> **The problem**:
The data below should be printed in full, exactly, and without any of its images.

Records with interface code:
──────

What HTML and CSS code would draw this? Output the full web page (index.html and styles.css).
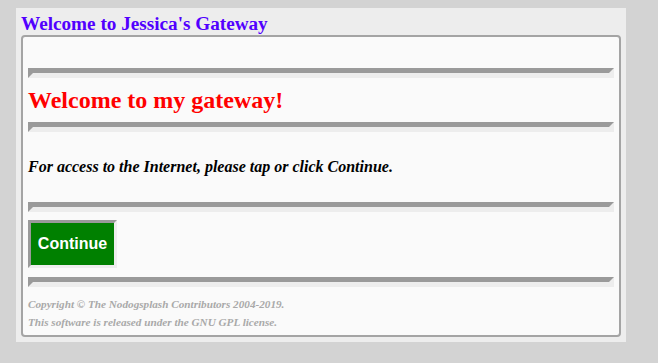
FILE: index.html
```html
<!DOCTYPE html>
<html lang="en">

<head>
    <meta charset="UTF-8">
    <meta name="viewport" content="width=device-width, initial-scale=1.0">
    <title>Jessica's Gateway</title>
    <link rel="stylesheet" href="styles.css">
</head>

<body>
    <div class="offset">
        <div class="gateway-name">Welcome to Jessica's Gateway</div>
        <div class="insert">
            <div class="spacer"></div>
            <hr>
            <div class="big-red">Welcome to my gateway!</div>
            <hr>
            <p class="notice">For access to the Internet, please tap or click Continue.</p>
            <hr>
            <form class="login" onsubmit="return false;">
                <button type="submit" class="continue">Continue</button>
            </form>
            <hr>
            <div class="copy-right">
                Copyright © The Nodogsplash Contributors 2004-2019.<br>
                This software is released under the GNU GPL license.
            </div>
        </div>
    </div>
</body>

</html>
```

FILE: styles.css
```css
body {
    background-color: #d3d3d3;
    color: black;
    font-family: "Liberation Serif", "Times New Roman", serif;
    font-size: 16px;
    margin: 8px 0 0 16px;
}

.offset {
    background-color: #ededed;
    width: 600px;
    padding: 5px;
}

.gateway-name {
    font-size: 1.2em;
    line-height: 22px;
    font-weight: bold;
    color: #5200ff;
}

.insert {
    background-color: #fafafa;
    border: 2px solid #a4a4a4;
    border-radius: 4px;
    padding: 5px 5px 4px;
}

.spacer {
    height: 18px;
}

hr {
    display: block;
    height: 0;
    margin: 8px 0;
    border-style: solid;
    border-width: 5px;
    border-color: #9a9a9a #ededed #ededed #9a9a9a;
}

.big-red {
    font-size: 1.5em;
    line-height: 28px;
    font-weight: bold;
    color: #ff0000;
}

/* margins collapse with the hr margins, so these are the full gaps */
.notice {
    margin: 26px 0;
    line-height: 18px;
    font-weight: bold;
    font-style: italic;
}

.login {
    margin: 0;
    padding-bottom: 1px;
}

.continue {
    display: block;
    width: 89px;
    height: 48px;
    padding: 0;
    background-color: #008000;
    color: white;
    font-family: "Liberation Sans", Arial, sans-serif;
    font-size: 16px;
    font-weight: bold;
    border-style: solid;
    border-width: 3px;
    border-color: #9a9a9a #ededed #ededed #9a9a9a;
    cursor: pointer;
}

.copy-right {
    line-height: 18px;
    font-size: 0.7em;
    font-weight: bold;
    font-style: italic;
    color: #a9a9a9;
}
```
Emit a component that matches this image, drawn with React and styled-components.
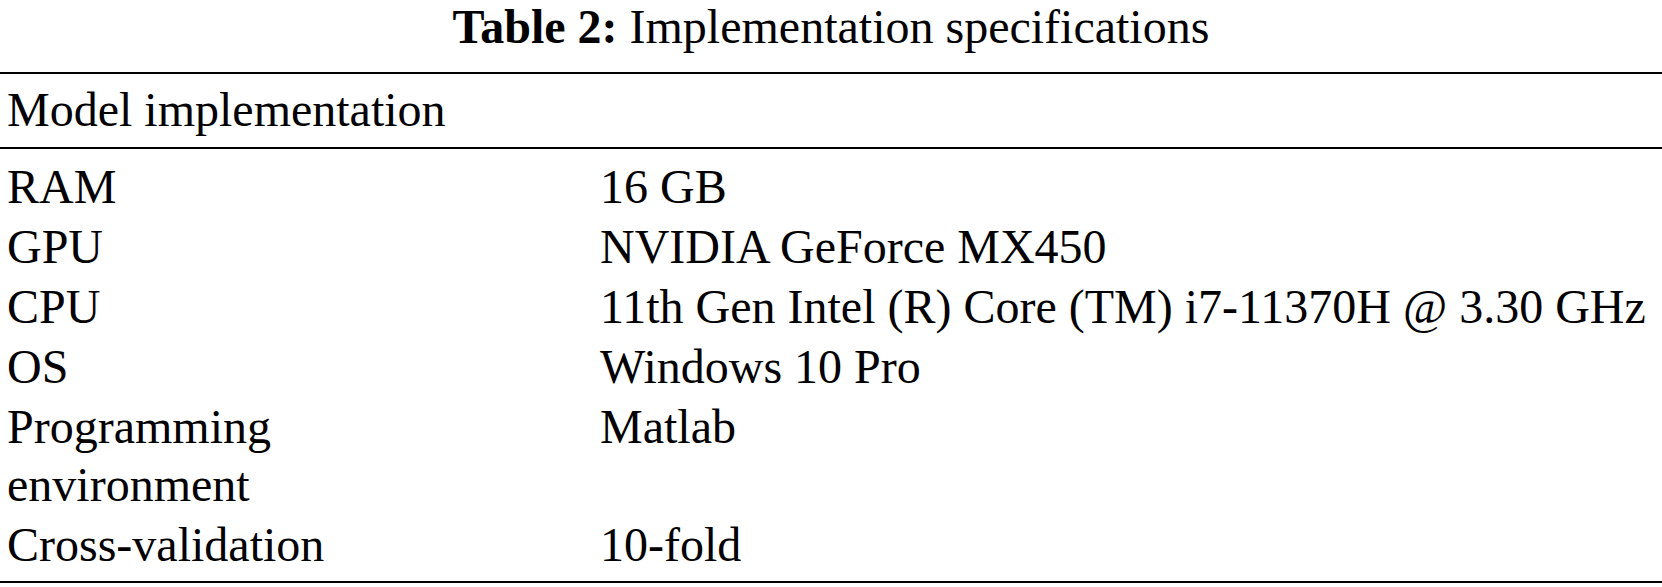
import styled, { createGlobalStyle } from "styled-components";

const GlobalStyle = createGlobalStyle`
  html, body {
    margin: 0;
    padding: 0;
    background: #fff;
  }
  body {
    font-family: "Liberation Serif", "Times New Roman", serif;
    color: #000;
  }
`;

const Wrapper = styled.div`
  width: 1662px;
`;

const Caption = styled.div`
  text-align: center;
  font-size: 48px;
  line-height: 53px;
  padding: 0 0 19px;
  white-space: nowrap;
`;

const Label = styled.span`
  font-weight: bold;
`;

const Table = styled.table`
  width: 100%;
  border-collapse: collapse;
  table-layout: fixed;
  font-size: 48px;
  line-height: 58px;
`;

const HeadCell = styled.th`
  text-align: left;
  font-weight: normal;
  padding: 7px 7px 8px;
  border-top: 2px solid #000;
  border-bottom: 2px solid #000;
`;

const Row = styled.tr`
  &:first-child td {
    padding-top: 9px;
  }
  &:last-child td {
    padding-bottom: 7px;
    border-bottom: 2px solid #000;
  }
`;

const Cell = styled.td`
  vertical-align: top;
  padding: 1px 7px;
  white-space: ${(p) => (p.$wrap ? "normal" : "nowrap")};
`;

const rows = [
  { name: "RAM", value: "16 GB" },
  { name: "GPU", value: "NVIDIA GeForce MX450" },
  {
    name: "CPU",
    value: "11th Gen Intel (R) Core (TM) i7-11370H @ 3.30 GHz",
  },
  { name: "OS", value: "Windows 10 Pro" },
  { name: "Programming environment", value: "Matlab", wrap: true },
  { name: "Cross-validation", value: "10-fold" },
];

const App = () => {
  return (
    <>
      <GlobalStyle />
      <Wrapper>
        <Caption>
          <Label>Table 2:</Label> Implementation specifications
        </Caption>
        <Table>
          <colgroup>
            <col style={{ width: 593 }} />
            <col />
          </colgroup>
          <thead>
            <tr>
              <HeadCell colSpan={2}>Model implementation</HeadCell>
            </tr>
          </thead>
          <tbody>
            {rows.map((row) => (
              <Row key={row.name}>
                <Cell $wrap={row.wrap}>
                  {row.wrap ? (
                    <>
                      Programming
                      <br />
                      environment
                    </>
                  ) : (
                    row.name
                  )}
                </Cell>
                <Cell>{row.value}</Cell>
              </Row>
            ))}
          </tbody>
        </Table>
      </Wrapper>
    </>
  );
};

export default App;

──────

> **Task solution**:
What HTML and CSS code would draw this? Output the full web page (index.html and styles.css).
FILE: index.html
```html
<!DOCTYPE html>
<html lang="en">

<head>
    <meta charset="UTF-8">
    <meta name="viewport" content="width=device-width, initial-scale=1.0">
    <title>Jessica's Gateway</title>
    <link rel="stylesheet" href="styles.css">
</head>

<body>
    <div class="offset">
        <div class="gateway-name">Welcome to Jessica's Gateway</div>
        <div class="insert">
            <div class="spacer"></div>
            <hr>
            <div class="big-red">Welcome to my gateway!</div>
            <hr>
            <p class="notice">For access to the Internet, please tap or click Continue.</p>
            <hr>
            <form class="login" onsubmit="return false;">
                <button type="submit" class="continue">Continue</button>
            </form>
            <hr>
            <div class="copy-right">
                Copyright © The Nodogsplash Contributors 2004-2019.<br>
                This software is released under the GNU GPL license.
            </div>
        </div>
    </div>
</body>

</html>
```

FILE: styles.css
```css
body {
    background-color: #d3d3d3;
    color: black;
    font-family: "Liberation Serif", "Times New Roman", serif;
    font-size: 16px;
    margin: 8px 0 0 16px;
}

.offset {
    background-color: #ededed;
    width: 600px;
    padding: 5px;
}

.gateway-name {
    font-size: 1.2em;
    line-height: 22px;
    font-weight: bold;
    color: #5200ff;
}

.insert {
    background-color: #fafafa;
    border: 2px solid #a4a4a4;
    border-radius: 4px;
    padding: 5px 5px 4px;
}

.spacer {
    height: 18px;
}

hr {
    display: block;
    height: 0;
    margin: 8px 0;
    border-style: solid;
    border-width: 5px;
    border-color: #9a9a9a #ededed #ededed #9a9a9a;
}

.big-red {
    font-size: 1.5em;
    line-height: 28px;
    font-weight: bold;
    color: #ff0000;
}

/* margins collapse with the hr margins, so these are the full gaps */
.notice {
    margin: 26px 0;
    line-height: 18px;
    font-weight: bold;
    font-style: italic;
}

.login {
    margin: 0;
    padding-bottom: 1px;
}

.continue {
    display: block;
    width: 89px;
    height: 48px;
    padding: 0;
    background-color: #008000;
    color: white;
    font-family: "Liberation Sans", Arial, sans-serif;
    font-size: 16px;
    font-weight: bold;
    border-style: solid;
    border-width: 3px;
    border-color: #9a9a9a #ededed #ededed #9a9a9a;
    cursor: pointer;
}

.copy-right {
    line-height: 18px;
    font-size: 0.7em;
    font-weight: bold;
    font-style: italic;
    color: #a9a9a9;
}
```
Emit a component that matches this image, drawn with React and styled-components.
import styled, { createGlobalStyle } from "styled-components";

const GlobalStyle = createGlobalStyle`
  html, body {
    margin: 0;
    padding: 0;
    background: #fff;
  }
  body {
    font-family: "Liberation Serif", "Times New Roman", serif;
    color: #000;
  }
`;

const Wrapper = styled.div`
  width: 1662px;
`;

const Caption = styled.div`
  text-align: center;
  font-size: 48px;
  line-height: 53px;
  padding: 0 0 19px;
  white-space: nowrap;
`;

const Label = styled.span`
  font-weight: bold;
`;

const Table = styled.table`
  width: 100%;
  border-collapse: collapse;
  table-layout: fixed;
  font-size: 48px;
  line-height: 58px;
`;

const HeadCell = styled.th`
  text-align: left;
  font-weight: normal;
  padding: 7px 7px 8px;
  border-top: 2px solid #000;
  border-bottom: 2px solid #000;
`;

const Row = styled.tr`
  &:first-child td {
    padding-top: 9px;
  }
  &:last-child td {
    padding-bottom: 7px;
    border-bottom: 2px solid #000;
  }
`;

const Cell = styled.td`
  vertical-align: top;
  padding: 1px 7px;
  white-space: ${(p) => (p.$wrap ? "normal" : "nowrap")};
`;

const rows = [
  { name: "RAM", value: "16 GB" },
  { name: "GPU", value: "NVIDIA GeForce MX450" },
  {
    name: "CPU",
    value: "11th Gen Intel (R) Core (TM) i7-11370H @ 3.30 GHz",
  },
  { name: "OS", value: "Windows 10 Pro" },
  { name: "Programming environment", value: "Matlab", wrap: true },
  { name: "Cross-validation", value: "10-fold" },
];

const App = () => {
  return (
    <>
      <GlobalStyle />
      <Wrapper>
        <Caption>
          <Label>Table 2:</Label> Implementation specifications
        </Caption>
        <Table>
          <colgroup>
            <col style={{ width: 593 }} />
            <col />
          </colgroup>
          <thead>
            <tr>
              <HeadCell colSpan={2}>Model implementation</HeadCell>
            </tr>
          </thead>
          <tbody>
            {rows.map((row) => (
              <Row key={row.name}>
                <Cell $wrap={row.wrap}>
                  {row.wrap ? (
                    <>
                      Programming
                      <br />
                      environment
                    </>
                  ) : (
                    row.name
                  )}
                </Cell>
                <Cell>{row.value}</Cell>
              </Row>
            ))}
          </tbody>
        </Table>
      </Wrapper>
    </>
  );
};

export default App;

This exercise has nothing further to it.